The evening otherwise dwelled too long on music, not just with numbers from Les Mis and Chicago but performances by Adele, Barbra Streisand, Jennifer Hudson, Norah Jones and Shirley Bassey. The latter's slightly off-key but rousing rendition of "Goldfinger" followed an apparently purposeless montage-tribute to the fact that Bond Films Make Money Forever.
On some level, it's tempting to give props to Seth MacFarlane for applying his manatee principle of free association to the Oscars, but most often his all-purpose offensiveness just wasn't funny.
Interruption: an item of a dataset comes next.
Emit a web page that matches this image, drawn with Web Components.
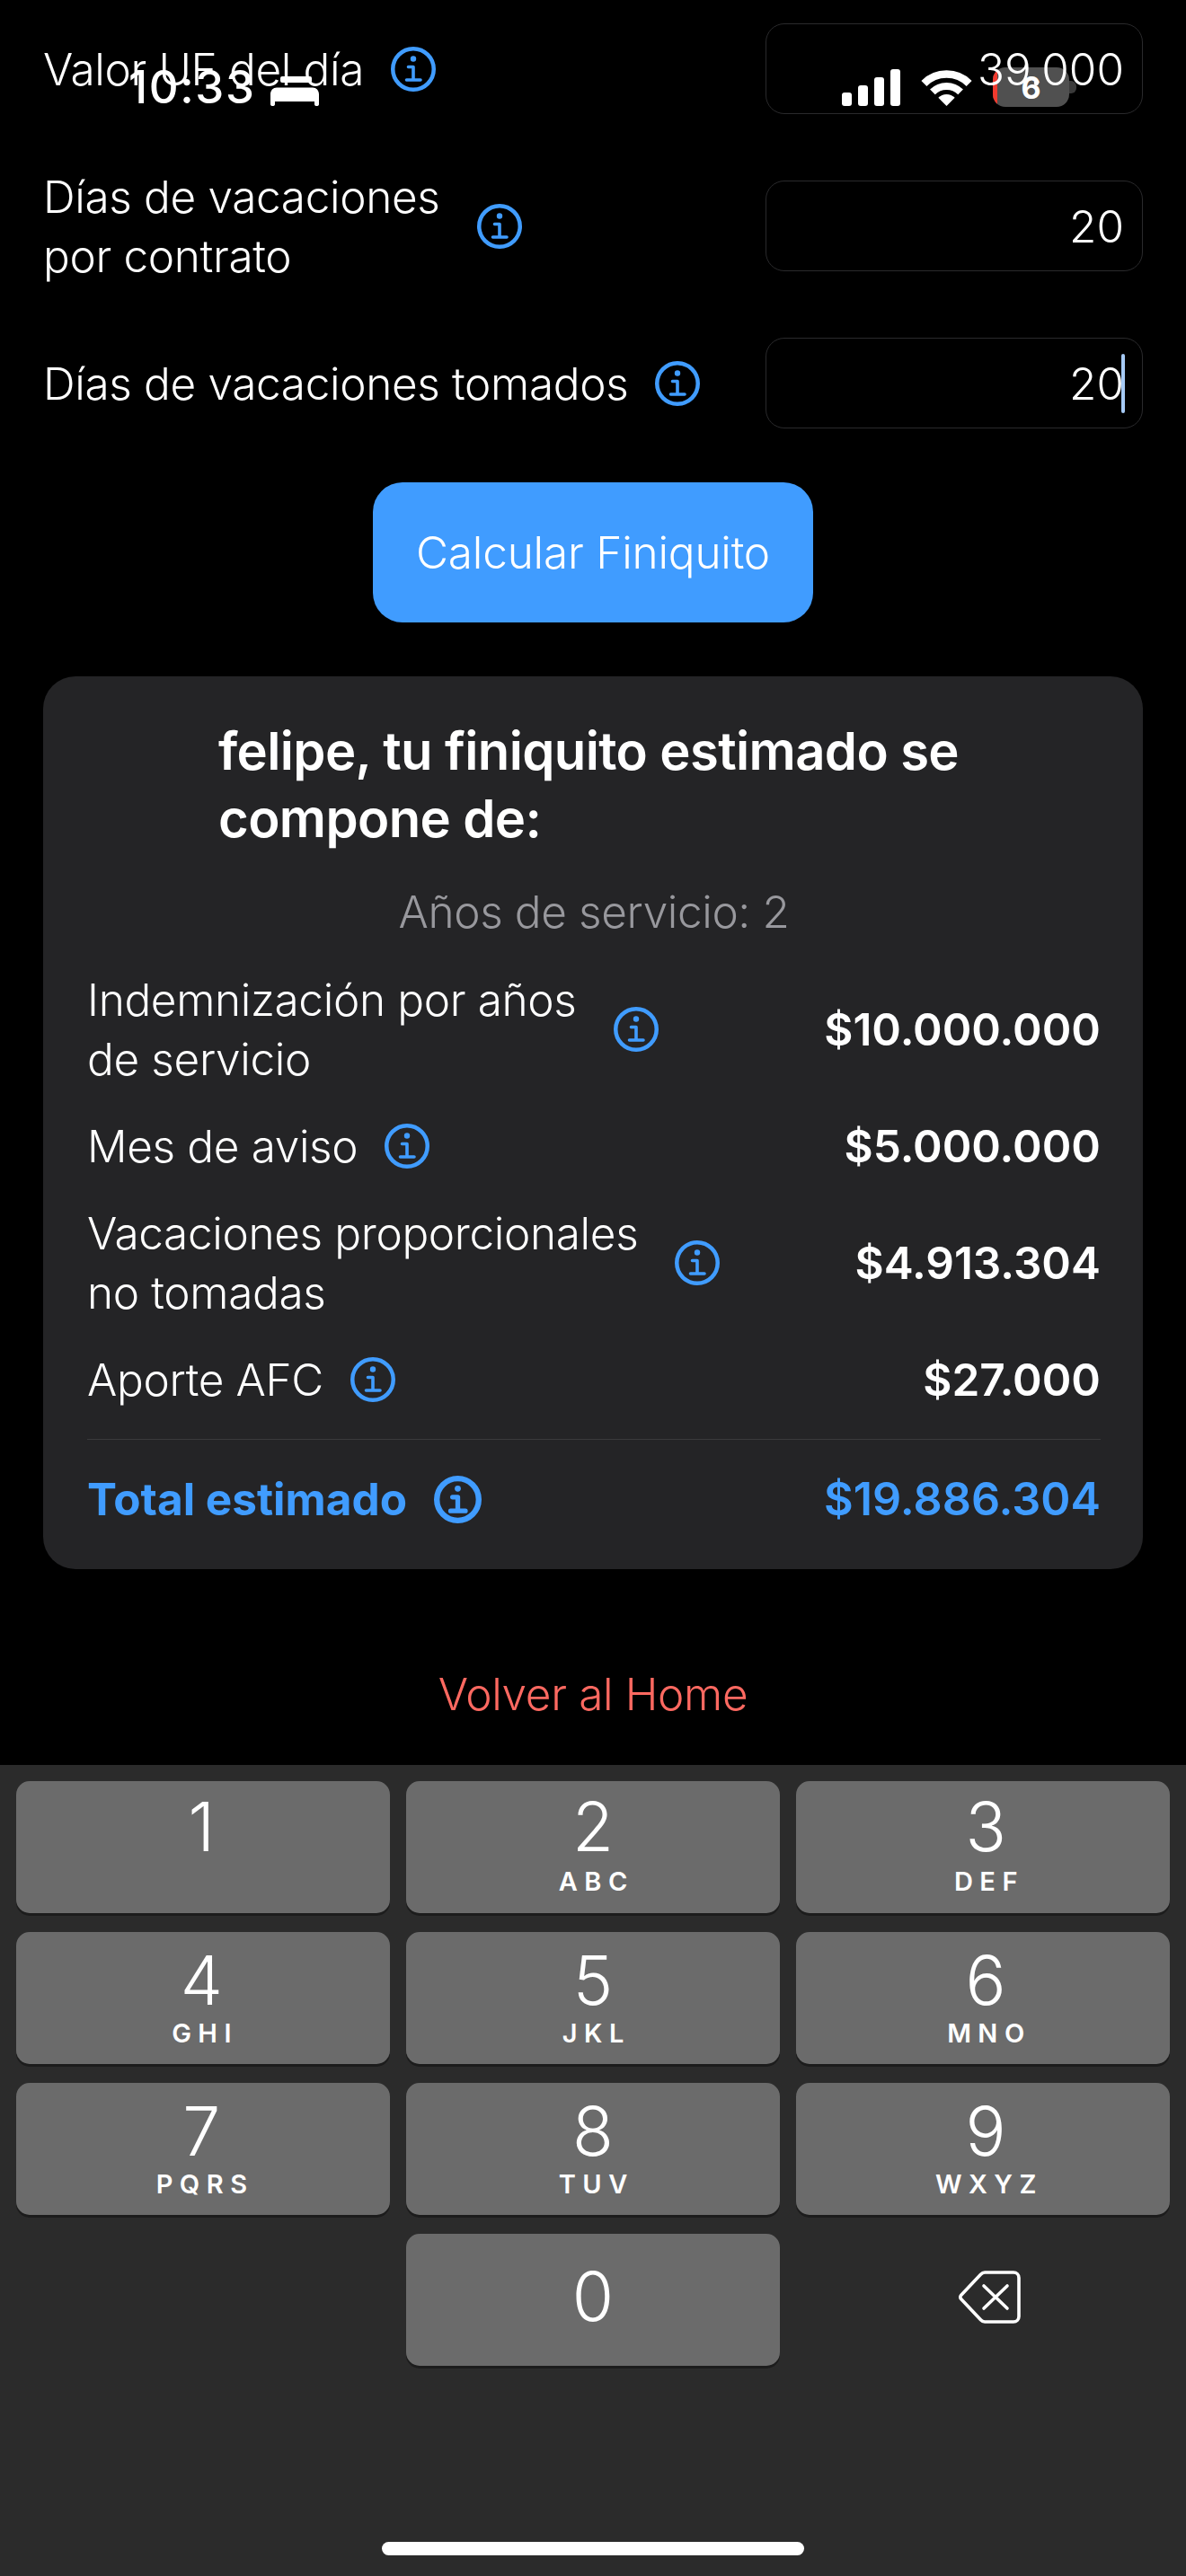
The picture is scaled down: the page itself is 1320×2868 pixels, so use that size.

He set the evening's tone with a musical ode to screen nudity, "We Saw Your Boobs," that made at least one of the mentioned actresses, Naomi Watts, visibly uncomfortable; he later doubled down on the sexism with jokes about how Zero Dark Thirty is a movie about "every woman's innate ability to never ever let anything go." [UPDATE: There are reports that Watts's reaction was pre-recorded, and I originally had that quote slightly off.] Other bafflingly unfunny bits included a sock-puppet version of Flight, a bizarre encounter with Sally Field, speculation on nine-yar-old nominee Quvenzhané Wallis's appropriateness as a dating partner for George Clooney, and the host's talking-bear creation, Ted, cracking jokes about how Jews run Hollywood. Balls-out anarchy could work for this awards show, but MacFarlane's shtick needed more time in the writers' room.
On an unrelated note, while the question of who's included in the In Memoriam montage has taken on a morbid air of competition, it was gratifying to see the Academy acknowledge Andrew Sarris, one of the most influential of all film critics.